The errors went away.
We spun the pod back up. The error happened. Then it happened 19 seconds later. Then it happened 39 seconds later. This was our offender, as we watched the crashloopbackoff steadily increase the time of the retries.
We immediately dug into the code of this image. The image entrypoint called a script which executed npx web-server. So rather than running an image that had a web server baked in like our Apache, Nginx, or Caddy servers, it decided to pull one from our artifact repository at runtime and execute it.
It was why running containers usually don't reach out to the artifact repository, but this one was. The question was, why was it using the service account with incorrect settings, and where did it get it?
Nothing in the source code repository indicated it, so we moved the container to a test server with just docker. Starting it up there confirmed once again that it was throwing an incorrect login attempt at the artifact repository. Executing into the image found the .npmrc file that had been inadvertently checked in.
It contained an _auth line with a hashed password, and was overriding the npmrc file in the base image that just contained information on our private artifact repository. The _auth was obviously the hashed password of the developer that made the mistake. They probably had their username in another global npmrc on their machine. Why they couldn't have put their password in the same file that had their user, I don't really know.
That repository normally wouldn't have normally required authentication to just pull from it, but the .npmrc file had always-auth set. The bigger question was where did the service id come from. The name wasn't anywhere in the file, or elsewhere in the container.

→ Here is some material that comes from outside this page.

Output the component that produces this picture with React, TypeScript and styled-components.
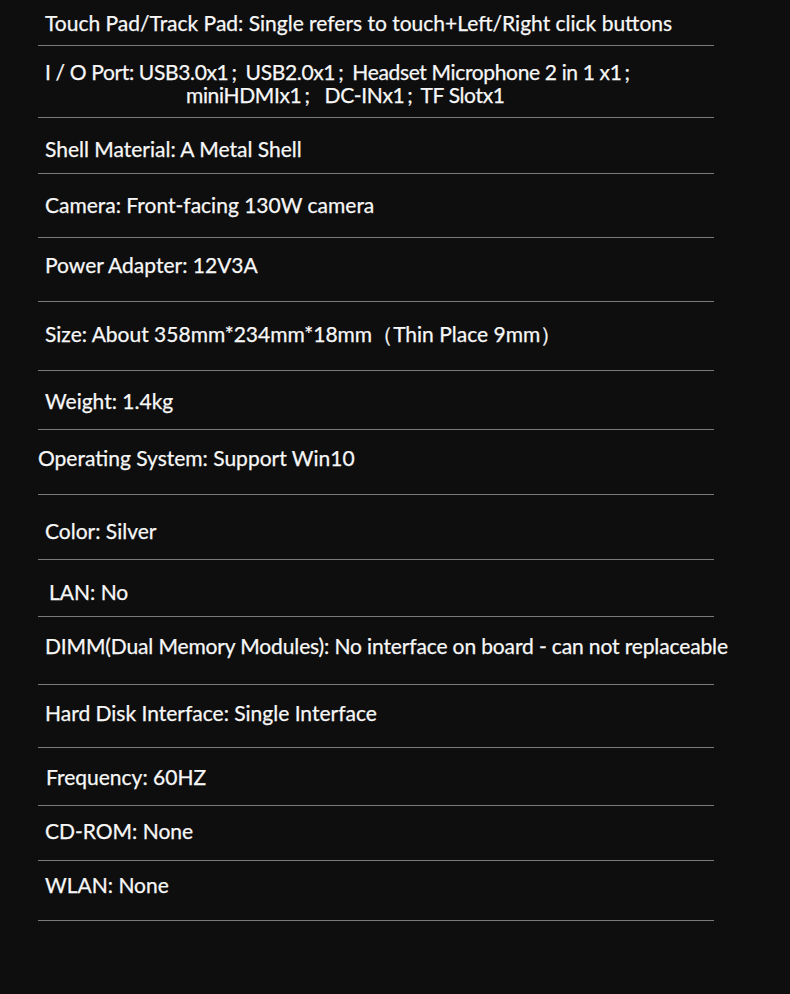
import React from "react";
import styled, { createGlobalStyle } from "styled-components";

const GlobalStyle = createGlobalStyle`
  html, body {
    margin: 0;
    padding: 0;
    background: #0e0e0e;
  }
`;

interface Spec {
  text: React.ReactNode;
  cont?: React.ReactNode;
  h: number;
  pad: number;
  indent?: number;
  tracking?: number;
}

const Page = styled.div`
  min-height: 994px;
  background: #0e0e0e;
  padding-left: 38px;
  font-family: Lato, "Open Sans", sans-serif;
  color: #f7f7f7;
`;

const List = styled.div`
  width: 676px;
  display: flex;
  flex-direction: column;
`;

const Row = styled.div<{ $h: number; $pad: number; $indent: number; $tracking: number }>`
  height: ${({ $h }) => $h}px;
  box-sizing: border-box;
  padding-top: ${({ $pad }) => $pad}px;
  padding-left: ${({ $indent }) => 7 + $indent}px;
  border-bottom: 1px solid #7a7a7a;
  white-space: nowrap;
  font-size: 21px;
  line-height: 24px;
  letter-spacing: ${({ $tracking }) => $tracking}px;
  -webkit-text-stroke: 0.25px #f7f7f7;
`;

const Line = styled.div<{ $tight?: boolean }>`
  line-height: ${({ $tight }) => ($tight ? "23px" : "24px")};
`;

const Cont = styled(Line)`
  padding-left: 141px;
`;

// ";" followed by a gap, as the full-width separators in the listing
const Semi = styled.span<{ $gap: number }>`
  margin-left: 3px;
  margin-right: ${({ $gap }) => $gap}px;
`;

const specs: Spec[] = [
  { text: "Touch Pad/Track Pad: Single refers to touch+Left/Right click buttons", h: 46, pad: 11 },
  {
    text: (
      <>
        I / O Port: USB3.0x1<Semi $gap={9}>;</Semi>USB2.0x1<Semi $gap={9}>;</Semi>
        Headset Microphone 2 in 1 x1<Semi $gap={0}>;</Semi>
      </>
    ),
    cont: (
      <>
        miniHDMIx1<Semi $gap={15}>;</Semi>DC-INx1<Semi $gap={8}>;</Semi>TF Slotx1
      </>
    ),
    h: 72,
    pad: 14,
    tracking: -0.35,
  },
  { text: "Shell Material: A Metal Shell", h: 56, pad: 19 },
  { text: "Camera: Front-facing 130W camera", h: 64, pad: 19 },
  { text: "Power Adapter: 12V3A", h: 64, pad: 15 },
  { text: "Size: About 358mm*234mm*18mm（Thin Place 9mm）", h: 69, pad: 20 },
  { text: "Weight: 1.4kg", h: 59, pad: 18 },
  { text: "Operating System: Support Win10", h: 65, pad: 16, indent: -8 },
  { text: "Color: Silver", h: 65, pad: 24 },
  { text: "LAN: No", h: 57, pad: 20, indent: 4 },
  {
    text: "DIMM(Dual Memory Modules): No interface on board - can not replaceable",
    h: 68,
    pad: 17,
    tracking: -0.13,
  },
  { text: "Hard Disk Interface: Single Interface", h: 63, pad: 16 },
  { text: "Frequency: 60HZ", h: 58, pad: 17, indent: 1 },
  { text: "CD-ROM: None", h: 55, pad: 13 },
  { text: "WLAN: None", h: 60, pad: 12 },
];

export default function App() {
  return (
    <>
      <GlobalStyle />
      <Page>
        <List>
          {specs.map((s, i) => (
            <Row
              key={i}
              $h={s.h}
              $pad={s.pad}
              $indent={s.indent ?? 0}
              $tracking={s.tracking ?? 0}
            >
              <Line $tight={!!s.cont}>{s.text}</Line>
              {s.cont && <Cont $tight>{s.cont}</Cont>}
            </Row>
          ))}
        </List>
      </Page>
    </>
  );
}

Again the hint was in the .npmrc file, it had a blank email line. Looking through the users in the artifact repository, everyone had an email address set by ldap, except the service account. The artifact repository seemed to want to match the blank email address that was sent in with the auth of the .npmrc with the blank email of the service account.
That seemed to be our answer. We gave the service account an email address, and removed the image from the image registry. When the developer pushed the version with the .npmrc file in it, it never started up, and probably had locked our artifact repository. But because they were there and spun it down right away, it never really caused an issue.
But they only set the replica sets to zero, not deleted the deployment. So the deployment still existed when last night all the other pods were set to zero so the system could be patched. Then all the pods, including the one from last December, were set back to 1.
This resurected the image, and once again it began trying to start up, and pulling the image with a user's authentication settings and a blank email. The artifact repository equated the blank email with the service account the pipeline used, but the _auth line didn't match its password. The artifact repository locked the account to avoid a password cracking attempt. The locked account broke pipelines.
And that's how a couple minute mistake 2 months ago caused a dozen people to lose an entire day's work today.